Re-sampling part of an image in sliding scans dramatically increases the time to scan. It also affects the data gathered, especially as box size increases. Accordingly, rather than the number of boxes, the average pixels per box is used in the calculations from overlapping scans.

tutorial on how to generate
grid images in FracLac.

Lacunarity tutorial

Sliding Box Lacunarity Scan Settings

### Local Connected Set

Another variation in box counting with FracLac is in sampling for the local connected fractal dimension (LCFD). FracLac calculates the LCFD using a technique applied only to binary images, whereby they are sampled pixel by pixel in terms of the local connected set around each pixel, an example of which is shown in the image below.

The basic rule for finding the local connected set is that all
foreground pixels that are in the
8x8 environment of a seed pixel are considered *connected*,
and this basic rule is applied to find the connected set for some
predetermined arbitrary distance around that starting pixel
(the arbitrary distance is a
user setting).

Then, in turn, the rule for data gathering is based on this connected set rather than the image at large. The actual data gathering uses fixed boxes, but not in the same way as for a standard box count. Rather, as is illustrated in the figure below, a series of changing box calibres is centred, one by one, on a starting pixel, and the number of pixels that were in the connected set is counted for each calibre. Because they are centred on a pixel, the box sizes in a LCFD scan should be odd numbers. There is also an option to use circles as shown in the figure, which was, by the way, generated as an optional part of the LCFD scan. With this method of sampling, the count of boxes at any size is always 1, so the mass of pixels rather than the count of boxes is used in the regression equation to determine the LCFD.

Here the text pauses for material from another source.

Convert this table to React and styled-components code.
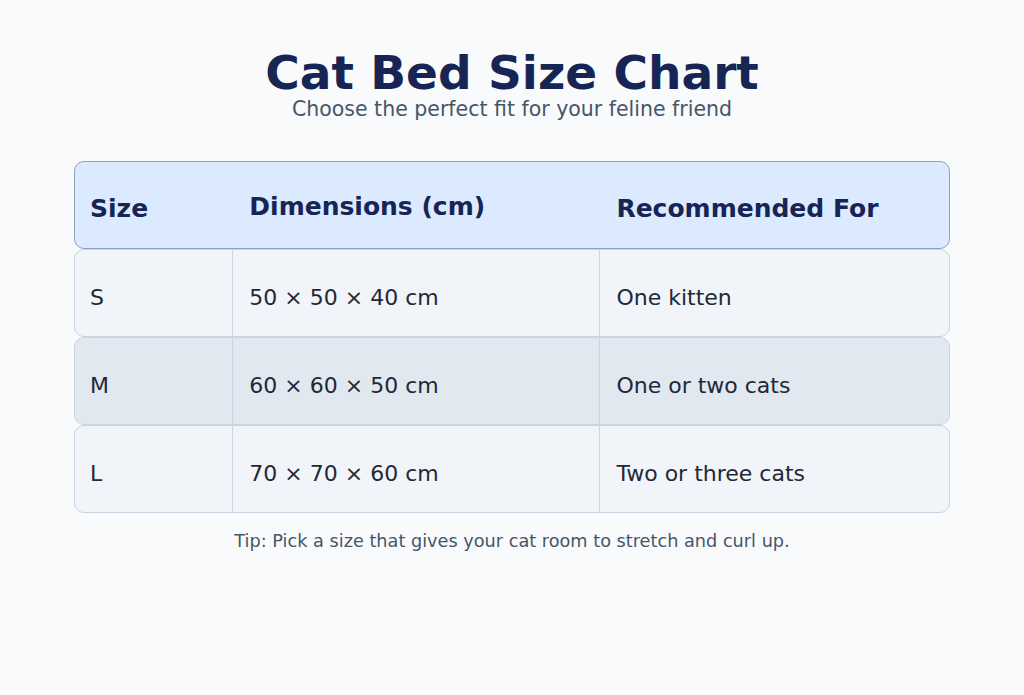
import React from 'react';
import styled, { createGlobalStyle } from 'styled-components';

const GlobalStyle = createGlobalStyle`
  html, body {
    margin: 0;
    padding: 0;
    background: #f8fafc;
    font-family: "DejaVu Sans", Verdana, sans-serif;
  }
`;

const sizes = [
  { size: 'S', dims: '50 × 50 × 40 cm', fit: 'One kitten' },
  { size: 'M', dims: '60 × 60 × 50 cm', fit: 'One or two cats' },
  { size: 'L', dims: '70 × 70 × 60 cm', fit: 'Two or three cats' },
];

const App = () => {
  return (
    <>
      <GlobalStyle />
      <Page>
        <Title>Cat Bed Size Chart</Title>
        <Subtitle>Choose the perfect fit for your feline friend</Subtitle>
        <Table>
          <HeaderRow>
            <HeadCell>Size</HeadCell>
            <HeadCell wide lift>Dimensions (cm)</HeadCell>
            <HeadCell wide>Recommended For</HeadCell>
          </HeaderRow>
          {sizes.map((row, i) => (
            <Row key={row.size} alt={i % 2 === 1}>
              <Cell>{row.size}</Cell>
              <Cell divider>{row.dims}</Cell>
              <Cell divider>{row.fit}</Cell>
            </Row>
          ))}
        </Table>
        <Tip>Tip: Pick a size that gives your cat room to stretch and curl up.</Tip>
      </Page>
    </>
  );
};

const Page = styled.main`
  display: flex;
  flex-direction: column;
  align-items: center;
  padding-top: 50px;
  min-height: 695px;
  box-sizing: border-box;
`;

const Title = styled.h1`
  margin: 0;
  font-size: 47px;
  line-height: 46px;
  font-weight: 700;
  color: #172554;
`;

const Subtitle = styled.p`
  margin: 1px 0 0;
  font-size: 20.5px;
  line-height: 24px;
  color: #475569;
`;

const Table = styled.div`
  width: 876px;
  margin-top: 40px;
  display: flex;
  flex-direction: column;
`;

const Grid = styled.div`
  display: grid;
  grid-template-columns: 18% 42% 40%;
  height: 88px;
  box-sizing: border-box;
  border-radius: 10px;
  overflow: hidden;
`;

const HeaderRow = styled(Grid)`
  background: #dbeafe;
  border: 1px solid #8c9fbb;
`;

const Row = styled(Grid).withConfig({
  shouldForwardProp: (prop) => prop !== 'alt',
})`
  background: ${(p) => (p.alt ? '#e2e8f0' : '#f1f5f9')};
  border: 1px solid #cbd5e1;
`;

const HeadCell = styled.div.withConfig({
  shouldForwardProp: (prop) => prop !== 'wide' && prop !== 'lift',
})`
  display: flex;
  align-items: center;
  padding: ${(p) => (p.lift ? '2px' : '6px')} 15px 0 ${(p) => (p.wide ? '17px' : '15px')};
  font-size: 25px;
  font-weight: 700;
  color: #172554;
`;

const Cell = styled.div.withConfig({
  shouldForwardProp: (prop) => prop !== 'divider',
})`
  display: flex;
  align-items: center;
  padding: 9px 15px 0 ${(p) => (p.divider ? '16px' : '15px')};
  font-size: 22px;
  color: #1f2937;
  border-left: ${(p) => (p.divider ? '1px solid #cbd5e1' : 'none')};
`;

const Tip = styled.p`
  margin: 18px 0 0;
  font-size: 17.7px;
  line-height: 20px;
  color: #475569;
`;

export default App;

An important part of LCFD analysis is the potential for visual presentation (see Landini). What you see in the images here is one binary image scanned once, but colour-coded multiple times to highlight different types of local variations as can be applied in diagnostics, for instance, where "hot spots" need to be detected and located, with the same area being differentiated for multiple features. This is discussed further in the LCFD Analysis page

How to Set up and Interpret a LCFD Scan

How to Calculate the LCFD

### Sub Scans and Block Scans

FracLac calculates local D_{B}s for
subareas of an image.
In these cases, the sample is different to start with - rather than
scanning the image as a whole, parts are analyzed individually. But
the actual scanning method is otherwise the same as for regular
fixed grid box counting.

There are two types of sub scans that you can
do in FracLac. In the first, portions of an image are automatically
selected using ImageJ's particle
analyzer. The image above, for instance,
shows the results of a single scan of an image containing multiple cells,
where each cell was automatically selected, analyzed, and displayed
colour-coded according to
its calculated D_{B}.

In the second sub scan type, images are divided into blocks. The image blocks are selected systematically or randomly, depending on the user's choices. The image to the right illustrates one type of graphic generated from a rectangular subareas scan. For further discussion, see the glossary and Sub scans page.

FracLac also does block texture analyses for sliding box lacunarity and standard box counts.